Take-away food culture in Lisbon might not be as prominent as in other capital cities. However, there is one item that Portuguese people do love to take home and eat, and that is barbecue chicken! It is locally known as “frango no churrasco” or, for those who speak English, peri-peri chicken. While you may come across many take-away shops offering “frango para levar,” I’d like to recommend Frangasqueira Nacional, which is my absolute favorite barbecue chicken joint in Lisbon!
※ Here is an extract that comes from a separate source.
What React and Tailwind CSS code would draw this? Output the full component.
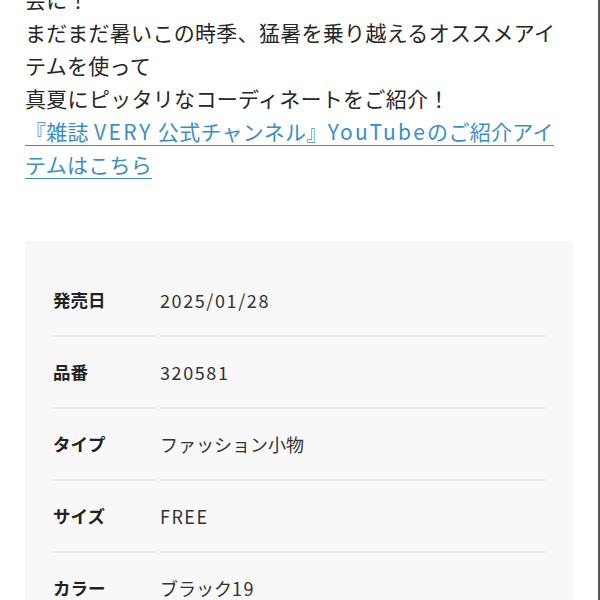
const FONT = "font-['Noto_Sans_CJK_JP','Noto_Sans',sans-serif]";

const SPECS = [
  { label: "発売日", value: <span className="tracking-[1.6px]">2025/01/28</span> },
  { label: "品番", value: <span className="tracking-[1.6px]">320581</span> },
  { label: "タイプ", value: "ファッション小物" },
  { label: "サイズ", value: <span className="tracking-[1.5px]">FREE</span> },
  {
    label: "カラー",
    value: (
      <>
        ブラック<span className="tracking-[1.5px]">19</span>
      </>
    ),
  },
];

export default function App() {
  return (
    <div className={`${FONT} h-[600px] w-[600px] overflow-hidden bg-white border-r-2 border-[#555]`}>
      {/* Description text */}
      <div className="-mt-[17px] pl-[25px] text-[21px] leading-[33px] tracking-[0.3px] text-[#262626] whitespace-nowrap">
        <p>会に！</p>
        <p>まだまだ暑いこの時季、猛暑を乗り越えるオススメアイ</p>
        <p>テムを使って</p>
        <p>真夏にピッタリなコーディネートをご紹介！</p>
        <p>
          <a href="#" className="text-[#3b8fc4] underline underline-offset-[5px] decoration-1">
            『雑誌 <span className="tracking-[2.5px]">VERY</span> 公式チャンネル』
            <span className="tracking-[2.2px]">YouTube</span>のご紹介アイ
          </a>
        </p>
        <p>
          <a href="#" className="text-[#3b8fc4] underline underline-offset-[5px] decoration-1">
            テムはこちら
          </a>
        </p>
      </div>

      {/* Spec table */}
      <div className="ml-[25px] mt-[60px] w-[548px] bg-[#f8f8f8] px-[28px] pt-[24px] pb-[20px]">
        {SPECS.map((row) => (
          <div key={row.label} className="grid grid-cols-[103px_1fr] gap-x-[4px]">
            <div className="flex h-[72px] items-center border-b-2 border-[#ebebeb] text-[17.5px] font-bold text-[#222]">
              {row.label}
            </div>
            <div className="flex h-[72px] items-center border-b-2 border-[#ebebeb] text-[18px] text-[#333]">
              <span>{row.value}</span>
            </div>
          </div>
        ))}
      </div>
    </div>
  );
}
Take-away chicken BBQ from Frangasqueira Nacional in Lisbon

Take-away chicken BBQ from Frangasqueira Nacional in Lisbon

 

Pão Com Chouriço & Caldo Verde

While it’s easy to survive on restaurants and pastelarias during the day, those always end up closing at a certain time of the night. If you go out and about, but you are one of those people who needs to have a bite before going to sleep, fear not! Along one of Lisbon’s main avenues, Avenida 24 de Julho, there are several late-night joints specializing in freshly baked bread stuffed with Portuguese sausage, known as chouriço. As you walk down the street, you won’t be able to ignore the enticing smell of those meaty buns as food service workers bake them in wood ovens. Pão com chouriço, as the buns are known, are traditionally served with steamy bowls of caldo verde, the most quintessential of Portuguese soups, which is made with potatoes and kale. It might sound like an odd combination for a foreigner, particularly in the late hours. However, all the Lisbon party-goers who make a pilgrimage to eat these weekend after weekend can’t be wrong!

Pao com Chourico being baked in the late hours

Pao com Chourico being baked in the late hours

 

Lisbon is a beautiful and exciting capital city. It is also affordable by European standards, and it serves tasty cuisine too. There’s no reason you should miss out on it when you plan your next trip to Western Europe!